Campaigners ask for extension of must-carry By DF Watch Staff, September 9, 2012

12 Sep, 2012

Source: DF Watch


TBILISI, DFWatch – A democracy campaign in Georgia asks the government to extend the validity of the must-carry and must-offer principles and lift the seizure of satellite dishes belonging to Maestro TV.

This Affects You Too, an umbrella organization of Tbilisi-based NGOs, asks the government to improve the media and election environment in the country.

The principles must-carry and must-offer were recently written into Georgia’s election legislation and obliges cable networks to carry all broadcasters in their network during the last 60 days before an election. The reason is a wish to let people have access to all the different channels in all the regions.

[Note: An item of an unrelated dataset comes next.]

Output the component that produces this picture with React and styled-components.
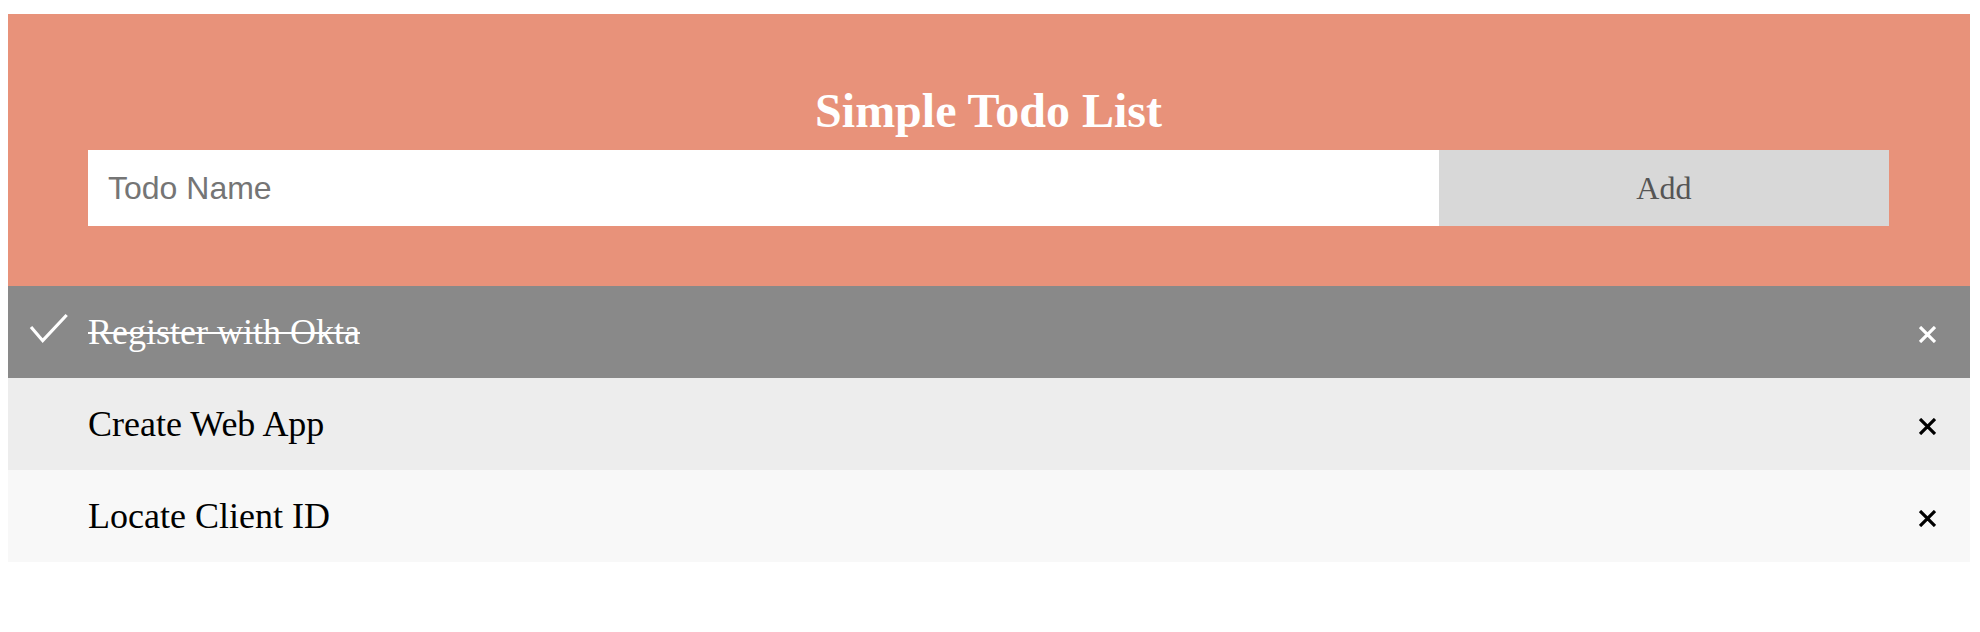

The groups within the campaign think these rules have contributed to providing for equal accessibility to information, but point out that part of the population still has no access.

The campaign considers it important to make these principles a lasting arrangement. As it stands, they will lose force on the day of the election, but come into force again for a 60 day window prior to the next election.

“This creates serious danger for restricting citizens from receiving information on Election Day and after.”
The groups also raised the issue of the seizing of satellite dishes belonging to Maestro TV, which they say contradicts the government’s stated aim, to conduct fair elections.

The group asks the government to set up guarantees that the enforcement of must-carry and must-offer will be extended until the transfer to digital broadcasting; immediately lift the seizing of satellite dishes belonging to media and provide an opportunity to distribute the dishes. Instead of seizing property, the government should monitor compliance with campaign finance rules.

Lawyer Irakli Melashivli explained that it means State Audit Office should prevent the real instances of bribery and not make decisions based on simple assumptions, which leads to business being destroyed and citizens being restricted from receiving information.

“In order for people to have access to diverse information, it is necessary to extend the transmission after the elections as long as possible. Because there is a parliamentary elections ahead, also a president election and who knows how many election processes,” Keti Khutsishvili, head of Open Society Georgia Foundation said at a press conference in OSGF’s office.